The following anomalies can occur on non-normalized databases:

Assume we have a table of employee + office data, with the employee id as the primary key:

Sample employee database

Insert Anomaly: occurs when we cannot insert some valid information because we do not have all info for a row. For example, say we want to record a new office location. We cannot insert that info until we have an employee at that office, since the primary key is the employee id.

Update Anomaly: occurs when the same data item is recorded in multiple rows. In this case, updating that item in one row would require updating it in all rows, for consistency.

Deletion Anomaly: occurs when deleting one row causes multiple sets of data to disappear. For example, if we delete our last New York employee from the database, we also lose the info for the NY office!

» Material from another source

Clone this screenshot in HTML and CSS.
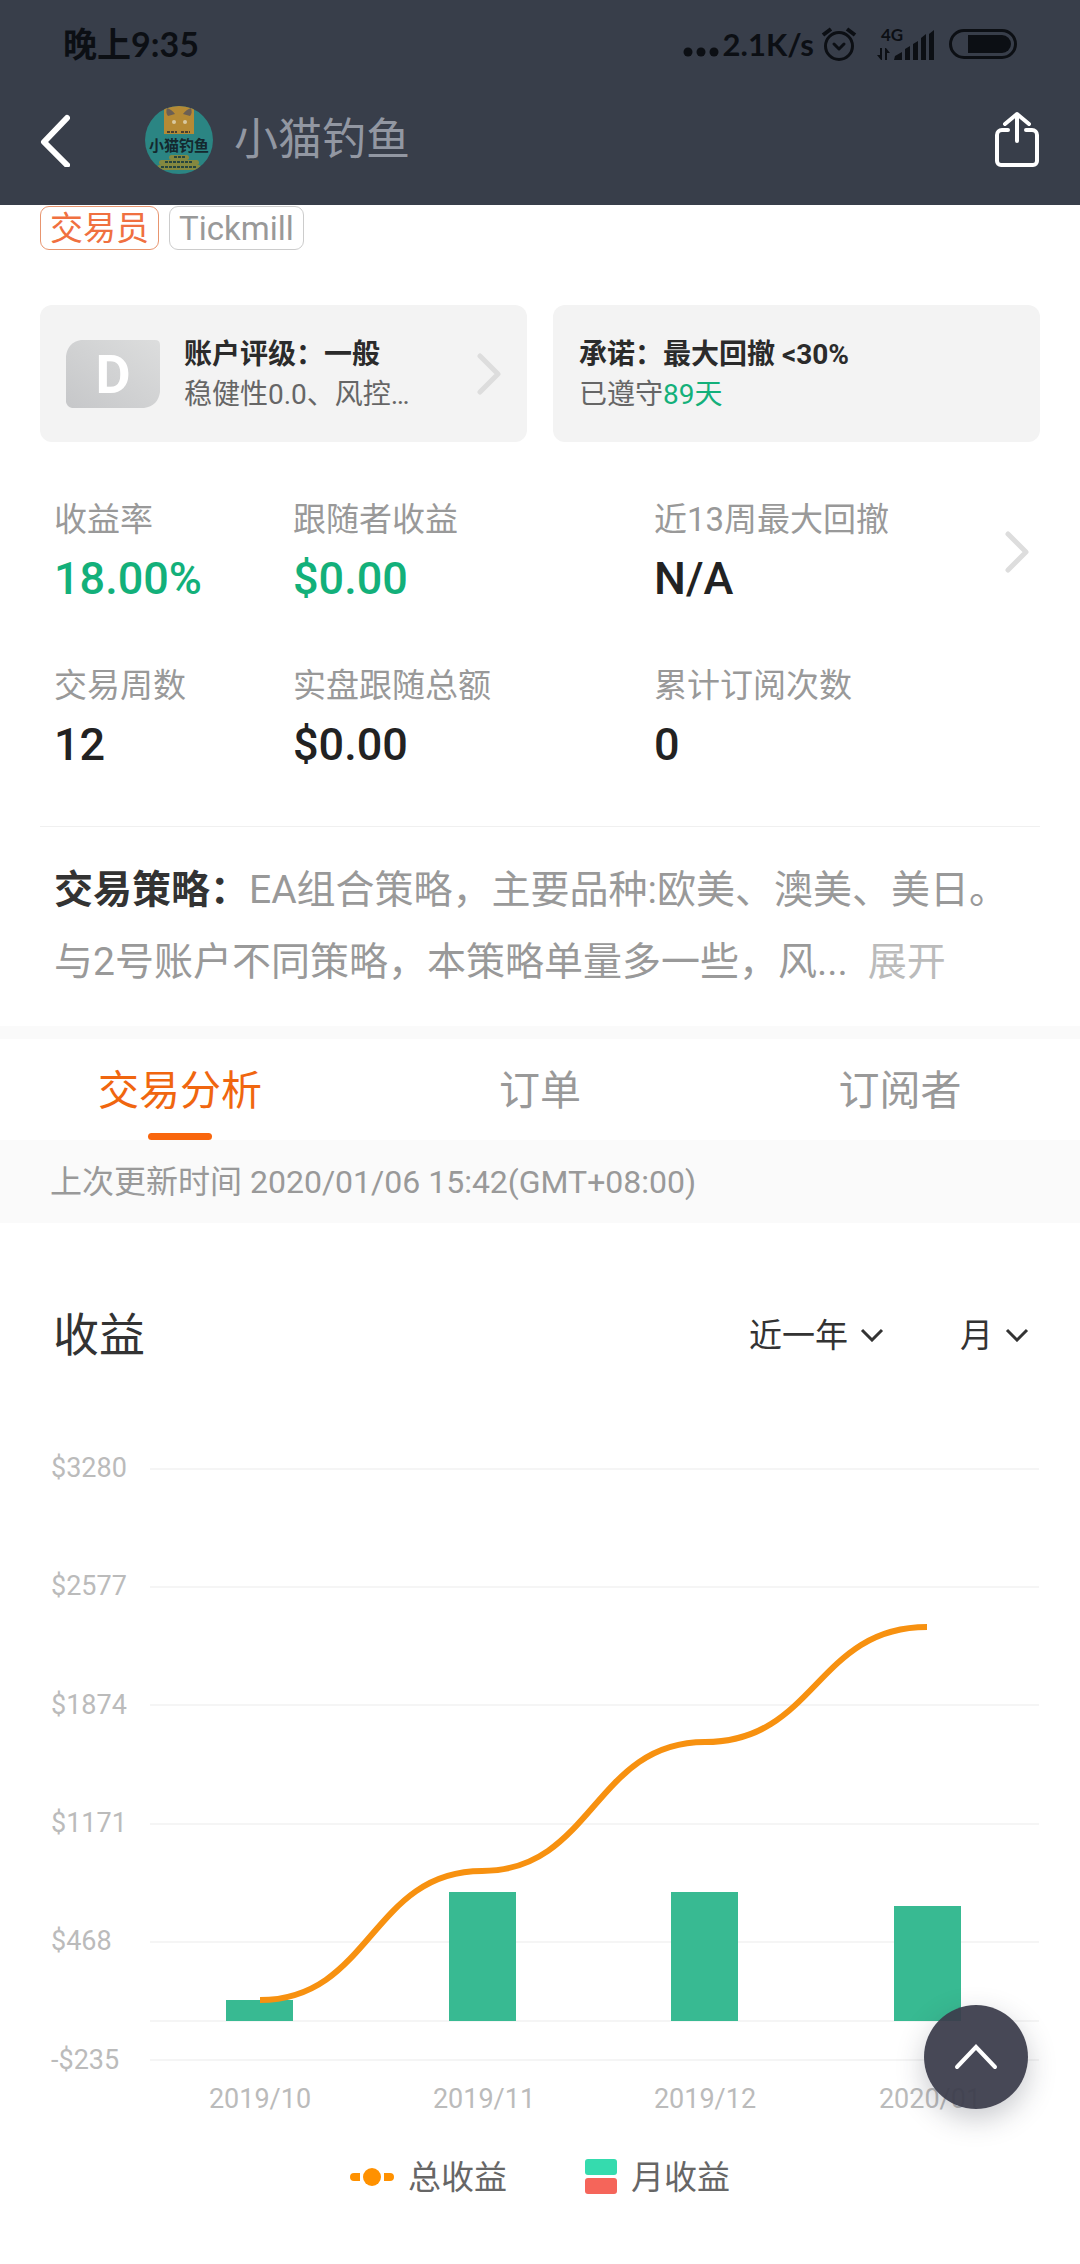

There are three (actually more) normal forms that databases adhere to when considering data normalization:

First normal form (1NF) sets the very basic rules for an organized database:

  • Eliminate duplicative columns from the same table.
  • Create separate tables for each group of related data and identify each row with a unique column or set of columns (the primary key).

Second normal form (2NF) further addresses the concept of removing duplicative data:

  • Meet all the requirements of the first normal form.
  • Remove subsets of data that apply to multiple rows of a table and place them in separate tables.
  • Create relationships between these new tables and their predecessors through the use of foreign keys.

Third normal form (3NF) goes one large step further:

  • Meet all the requirements of the second normal form.
  • Remove columns that are not dependent upon the primary key.

References

[1] “Relational database.” Wikipedia. [2] “What are the different types of databases?” Quora.
[3] “Scaling your Website with Memcached, discussion with Northscale cofounder.” YouTube.
[4] “NoSQL.” Wikipedia.
[5] Roe, Charles. “ACID vs. BASE: The Shifting pH of Database Transaction Processing.”
[6] “Database Normalization.” Wikipedia.
[7] Wenzel, Kris. “DB Normalization and Design Explained in Simple English.”
[8] Chapple, Mike. “Database Normalization Basics.”